How to Stop Robocalls
If your ears are ringing from pesky automated calls hawking everything from low-interest loans to vinyl siding, here's how to get some peace and quiet.
Who's Calling: Scammers
If a robocall from a company that you've never heard of offers you a great insurance rate or a low-interest loan, beware.
Such pitches are illegal and probably fraudulent. "A lot of the unsolicited robocalls that consumers receive are complete
scams," says Kati Daffan, an attorney for the FTC. And fraudsters have tricky ways to get you to pick up the phone: They sometimes
use technology that allows them to fake their caller IDs, a practice known as "spoofing." For example, the caller ID may look
like a local cell-phone number.
What you can do: Let all calls with IDs that you don't recognize go to voice mail. If you happen to answer a sales-telemarketing robocall, hang up immediately; don't press a number. If you do, you're signaling that you're a live human being at a working number, which may result in more robocalls, says Daffan. Also, don't give out personal information, even if you think the caller is a legitimate bank, say, checking on your creditcard activity. Instead, call back at a number you can verify from a bank statement or a company website, in case the call is bogus, says Katherine Hutt, the national spokesperson for the Better Business Bureau in Washington D.C. Finally, report any information you have on dubious calls at donotcall.gov.

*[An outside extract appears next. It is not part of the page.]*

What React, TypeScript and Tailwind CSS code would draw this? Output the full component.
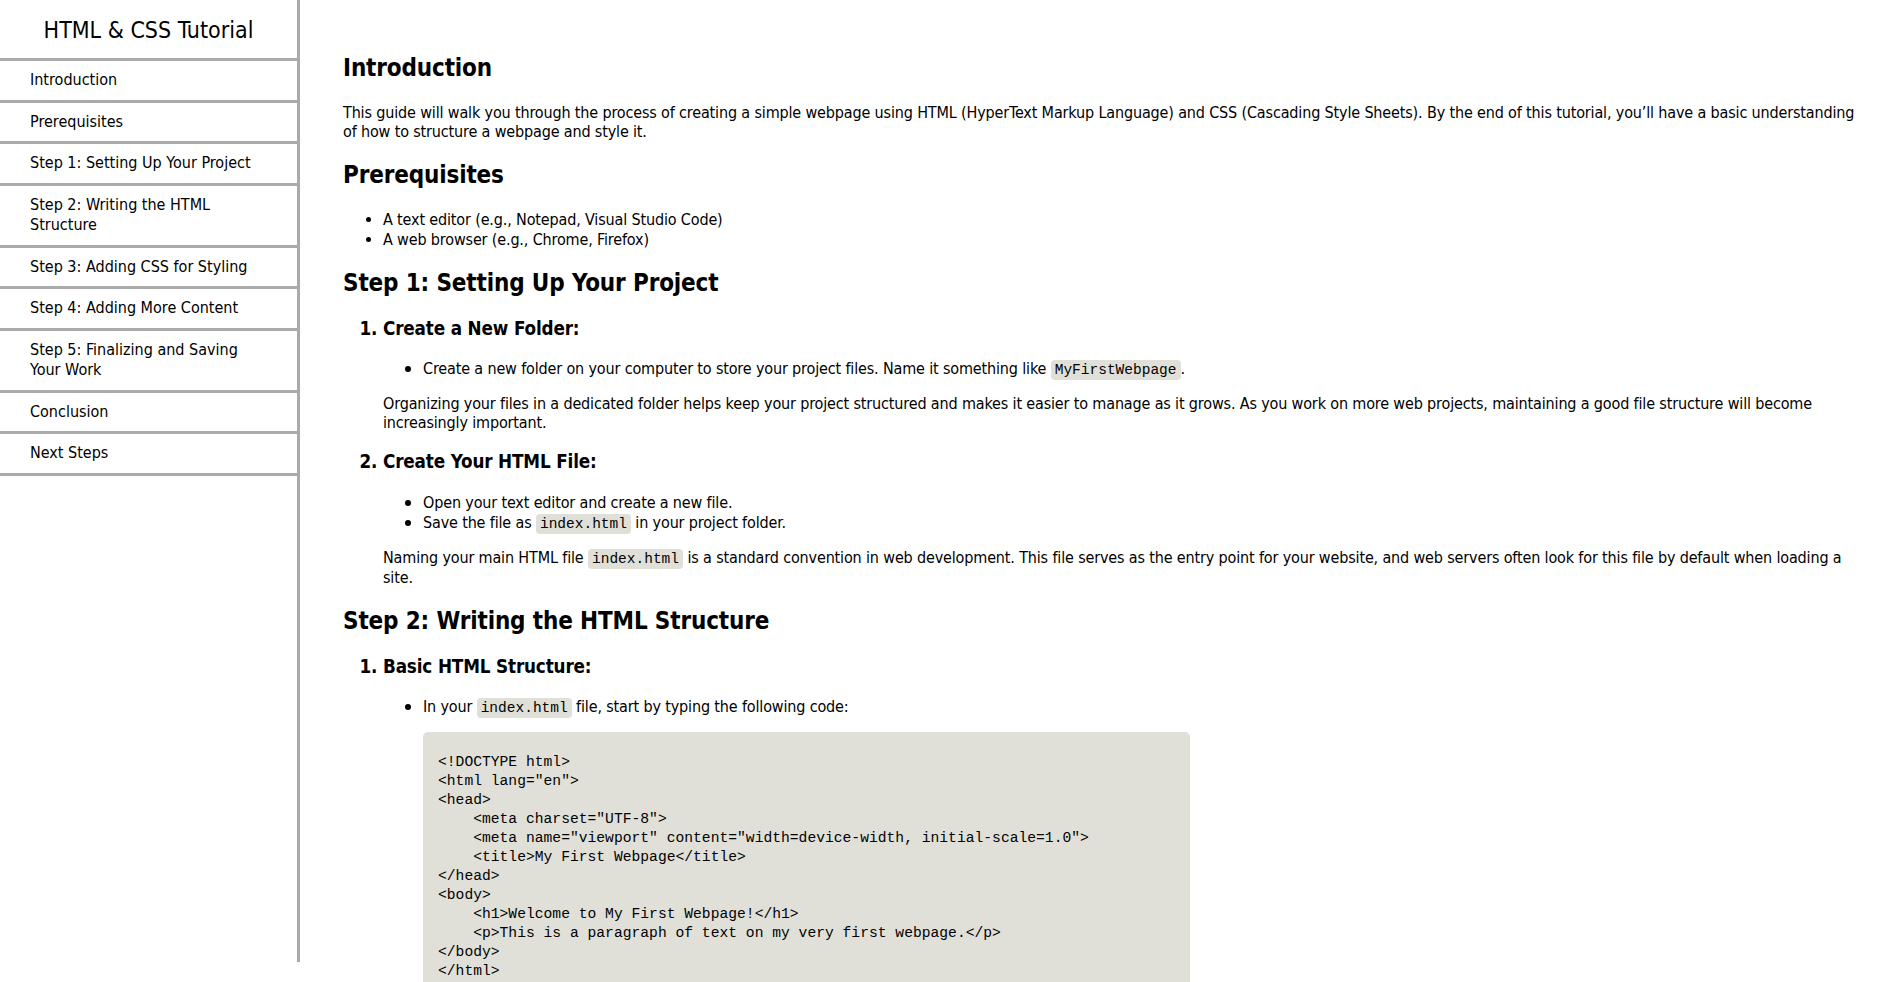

If annoying calls of any kind still get through, ask your phone-service provider about call-blocking services—for instance, blocking all "private" numbers, which are often used by solicitors. This, however, may result in additional fees. Blocking specific numbers from past robocallers may not be worth the cost, as scammers change numbers frequently, says Daffan. Another option: GoogleVoice's free Internet-based phone service has a screening feature that asks callers to say their names before you pick up your home phone or cell phone; it's a great option for people who miss listening to someone talk on their answering machine before picking up. To reduce robocalls and spam texts on your cell phone, you can try a free call-blocking app, such as Call Control, which maintains a blacklist of spam numbers reported by its users to block those calls. Sorry, Deb!